Yes, if you are upgrading from a Galaxy S22 Ultra or older, or if you specifically need the S Pen, Privacy Display, or maximum Android software longevity. Consumer Reports gave it 88 points - their highest-rated US smartphone. Tom's Guide called it the best Android phone yet. If you own an S24 Ultra or S25 Ultra, there is no compelling reason to upgrade this cycle.
How does the Galaxy S26 Ultra camera compare to the iPhone 17 Pro Max?
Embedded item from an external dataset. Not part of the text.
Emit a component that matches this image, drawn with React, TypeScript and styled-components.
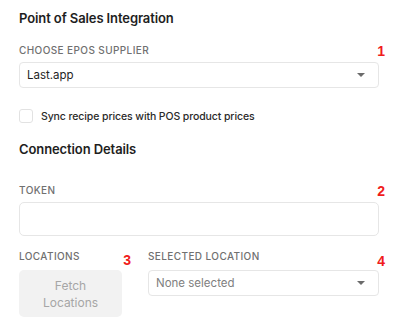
import React from 'react';
import styled, { createGlobalStyle } from 'styled-components';

const GlobalStyle = createGlobalStyle`
  html, body {
    margin: 0;
    padding: 0;
    background: #ffffff;
  }
  body {
    font-family: Inter, 'Noto Sans', sans-serif;
    color: #1e1e1e;
  }
`;

const Page = styled.div`
  width: 360px;
  padding: 10px 26px 0 19px;
  display: flex;
  flex-direction: column;
`;

const SectionTitle = styled.div`
  font-size: 13px;
  line-height: 16px;
  font-weight: 600;
  letter-spacing: -0.1px;
  color: #1e1e1e;
  margin-bottom: ${(props: { gap: number }) => props.gap}px;
`;

const Field = styled.div`
  display: flex;
  flex-direction: column;
  position: relative;
  flex: ${(props: { grow?: boolean }) => (props.grow ? 1 : 'none')};
`;

const Label = styled.div`
  font-size: 10px;
  line-height: 12px;
  font-weight: 500;
  letter-spacing: 0.04em;
  text-transform: uppercase;
  color: #707070;
  margin-bottom: ${(props: { space?: number }) => props.space ?? 6}px;
`;

const Marker = styled.span`
  position: absolute;
  top: ${(props: { top: number; right: number }) => props.top}px;
  right: ${(props: { top: number; right: number }) => props.right}px;
  font-size: 14px;
  line-height: 14px;
  font-weight: 700;
  color: #f01c1c;
  font-family: 'Liberation Sans', Arial, sans-serif;
`;

const SelectBox = styled.div`
  height: 26px;
  box-sizing: border-box;
  border: 1px solid #e6e6e6;
  border-radius: 4px;
  display: flex;
  align-items: center;
  justify-content: space-between;
  padding: 0 13px 0 7px;
  font-size: 11.5px;
  color: ${(props: { muted?: boolean }) => (props.muted ? '#808080' : '#1e1e1e')};
`;

const Caret = styled.span`
  width: 0;
  height: 0;
  border-left: 4px solid transparent;
  border-right: 4px solid transparent;
  border-top: 4px solid #6b6b6b;
`;

const CheckRow = styled.label`
  display: flex;
  align-items: center;
  gap: 8px;
  margin: 21px 0 18px;
  font-size: 10.5px;
  font-weight: 500;
  letter-spacing: -0.1px;
  color: #2a2a2a;
`;

const CheckBox = styled.span`
  width: 14px;
  height: 14px;
  box-sizing: border-box;
  border: 1px solid #e2e2e2;
  border-radius: 3px;
`;

const TextInput = styled.div`
  height: 34px;
  box-sizing: border-box;
  border: 1px solid #e6e6e6;
  border-radius: 5px;
`;

const Row = styled.div`
  display: flex;
  gap: 26px;
  margin-top: 14px;
`;

const FetchButton = styled.div`
  width: 103px;
  height: 47px;
  box-sizing: border-box;
  background: #f2f2f2;
  border-radius: 5px;
  display: flex;
  align-items: center;
  justify-content: center;
  text-align: center;
  font-size: 12px;
  line-height: 17px;
  color: #a6a6a6;
`;

const App = () => {
  return (
    <React.Fragment>
      <GlobalStyle />
      <Page>
        <SectionTitle gap={18}>Point of Sales Integration</SectionTitle>
        <Field>
          <Label>Choose EPOS supplier</Label>
          <Marker top={0} right={-6}>1</Marker>
          <SelectBox>
            Last.app
            <Caret />
          </SelectBox>
        </Field>
        <CheckRow>
          <CheckBox />
          Sync recipe prices with POS product prices
        </CheckRow>
        <SectionTitle gap={27}>Connection Details</SectionTitle>
        <Field>
          <Label>Token</Label>
          <Marker top={0} right={-6}>2</Marker>
          <TextInput />
        </Field>
        <Row>
          <Field>
            <Label space={8}>Locations</Label>
            <Marker top={3} right={-9}>3</Marker>
            <FetchButton>
              Fetch
              <br />
              Locations
            </FetchButton>
          </Field>
          <Field grow>
            <Label space={8}>Selected location</Label>
            <Marker top={4} right={-6}>4</Marker>
            <SelectBox muted>
              None selected
              <Caret />
            </SelectBox>
          </Field>
        </Row>
      </Page>
    </React.Fragment>
  );
};

export default App;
Both are excellent. Tom's Guide ran a 200-photo comparison between the two. The S26 Ultra excels in low-light photography with its f/1.4 main aperture and Expert RAW astrophotography mode. The iPhone 17 Pro Max has three 48MP cameras including an 8x optical zoom telephoto that outperforms the S26 Ultra's 5x zoom at extreme distances. For video, the iPhone 17 Pro Max retains an edge on stabilization and Dolby Vision recording. For Galaxy AI features and stylus productivity, nothing competes with the S26 Ultra on Android.
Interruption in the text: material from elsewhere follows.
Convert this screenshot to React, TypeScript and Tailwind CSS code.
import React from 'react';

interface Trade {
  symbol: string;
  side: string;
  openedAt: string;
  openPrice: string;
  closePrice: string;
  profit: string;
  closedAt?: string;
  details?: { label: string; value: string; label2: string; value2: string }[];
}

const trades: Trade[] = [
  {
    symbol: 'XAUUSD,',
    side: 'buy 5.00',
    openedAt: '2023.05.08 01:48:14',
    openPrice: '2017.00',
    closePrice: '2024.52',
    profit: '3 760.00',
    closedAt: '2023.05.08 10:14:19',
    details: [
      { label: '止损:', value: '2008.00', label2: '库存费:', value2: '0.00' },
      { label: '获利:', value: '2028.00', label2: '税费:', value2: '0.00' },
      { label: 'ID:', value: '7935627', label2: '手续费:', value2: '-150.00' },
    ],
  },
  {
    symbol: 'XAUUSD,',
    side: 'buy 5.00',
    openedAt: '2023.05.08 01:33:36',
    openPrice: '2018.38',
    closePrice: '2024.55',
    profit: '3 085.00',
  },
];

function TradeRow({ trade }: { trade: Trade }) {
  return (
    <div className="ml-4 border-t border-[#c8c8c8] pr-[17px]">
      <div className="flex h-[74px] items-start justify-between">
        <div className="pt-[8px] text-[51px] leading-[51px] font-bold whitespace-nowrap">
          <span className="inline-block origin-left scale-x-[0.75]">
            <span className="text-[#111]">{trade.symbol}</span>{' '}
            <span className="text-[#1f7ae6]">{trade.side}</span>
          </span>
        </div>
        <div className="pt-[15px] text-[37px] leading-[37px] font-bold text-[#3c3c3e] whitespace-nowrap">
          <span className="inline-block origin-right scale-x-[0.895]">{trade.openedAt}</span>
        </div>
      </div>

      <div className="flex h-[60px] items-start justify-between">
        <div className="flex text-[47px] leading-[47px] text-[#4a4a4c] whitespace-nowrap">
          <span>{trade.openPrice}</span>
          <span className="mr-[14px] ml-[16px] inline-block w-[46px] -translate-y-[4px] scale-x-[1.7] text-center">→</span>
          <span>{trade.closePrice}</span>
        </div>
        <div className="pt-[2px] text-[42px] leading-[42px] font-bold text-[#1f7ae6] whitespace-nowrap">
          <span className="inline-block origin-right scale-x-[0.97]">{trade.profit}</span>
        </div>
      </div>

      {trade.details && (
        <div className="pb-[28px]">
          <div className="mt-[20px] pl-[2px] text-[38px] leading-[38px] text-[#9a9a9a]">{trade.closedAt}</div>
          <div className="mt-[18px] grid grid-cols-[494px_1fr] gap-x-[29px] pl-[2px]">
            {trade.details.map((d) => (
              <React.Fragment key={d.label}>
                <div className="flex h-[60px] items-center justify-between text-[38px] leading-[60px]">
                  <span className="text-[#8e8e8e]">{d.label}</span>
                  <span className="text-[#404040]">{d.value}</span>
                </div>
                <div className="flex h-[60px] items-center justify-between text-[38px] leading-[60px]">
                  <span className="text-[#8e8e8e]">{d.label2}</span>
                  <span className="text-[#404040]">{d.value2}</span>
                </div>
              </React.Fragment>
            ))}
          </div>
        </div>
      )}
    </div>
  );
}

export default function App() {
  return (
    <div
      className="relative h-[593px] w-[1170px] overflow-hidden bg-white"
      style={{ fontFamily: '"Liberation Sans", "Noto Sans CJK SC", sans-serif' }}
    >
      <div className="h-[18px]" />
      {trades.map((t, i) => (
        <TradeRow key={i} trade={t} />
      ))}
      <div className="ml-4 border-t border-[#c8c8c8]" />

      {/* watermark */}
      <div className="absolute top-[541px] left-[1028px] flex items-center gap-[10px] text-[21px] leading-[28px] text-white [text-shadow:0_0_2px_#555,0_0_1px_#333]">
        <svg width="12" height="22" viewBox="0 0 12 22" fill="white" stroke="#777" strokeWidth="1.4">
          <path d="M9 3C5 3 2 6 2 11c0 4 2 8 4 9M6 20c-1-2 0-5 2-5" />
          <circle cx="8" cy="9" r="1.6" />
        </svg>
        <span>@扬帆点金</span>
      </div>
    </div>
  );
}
Does the Samsung Galaxy S26 Ultra have good battery life?
It improved significantly from the S25 Ultra - nearly 2 hours longer in Tom's Guide's standardized test, reaching 16 hours 10 minutes. Consumer Reports' test found 51.5 hours. For moderate daily use it comfortably lasts a full day. For heavy users who game extensively or spend long periods on video calls, keep a charger accessible. The iPhone 17 Pro Max and OnePlus 15 both outlast it in standardized testing.
What is the Galaxy S26 Ultra Privacy Display and does it work?
Privacy Display is a hardware-level polarization filter that makes your screen unreadable to anyone looking from the side while remaining clear when viewed straight on. Notebookcheck's review confirmed it "reliably reduces side-view visibility." Tom's Guide found it drains battery by less than 20 minutes over a full day when active - a negligible trade-off for practical privacy protection in public spaces.
Should I buy the Samsung Galaxy S26 Ultra or the OnePlus 15?
For battery life and pure performance value, the OnePlus 15 at $899.99 is the better choice - it lasts 25+ hours in testing versus 16 hours for the S26 Ultra, and costs $200 less. For everything else - Privacy Display, S Pen, Galaxy AI ecosystem, Samsung's 7-year update commitment, and the broader Samsung software experience - the S26 Ultra justifies the premium. The right answer depends on whether you want maximum endurance or maximum features.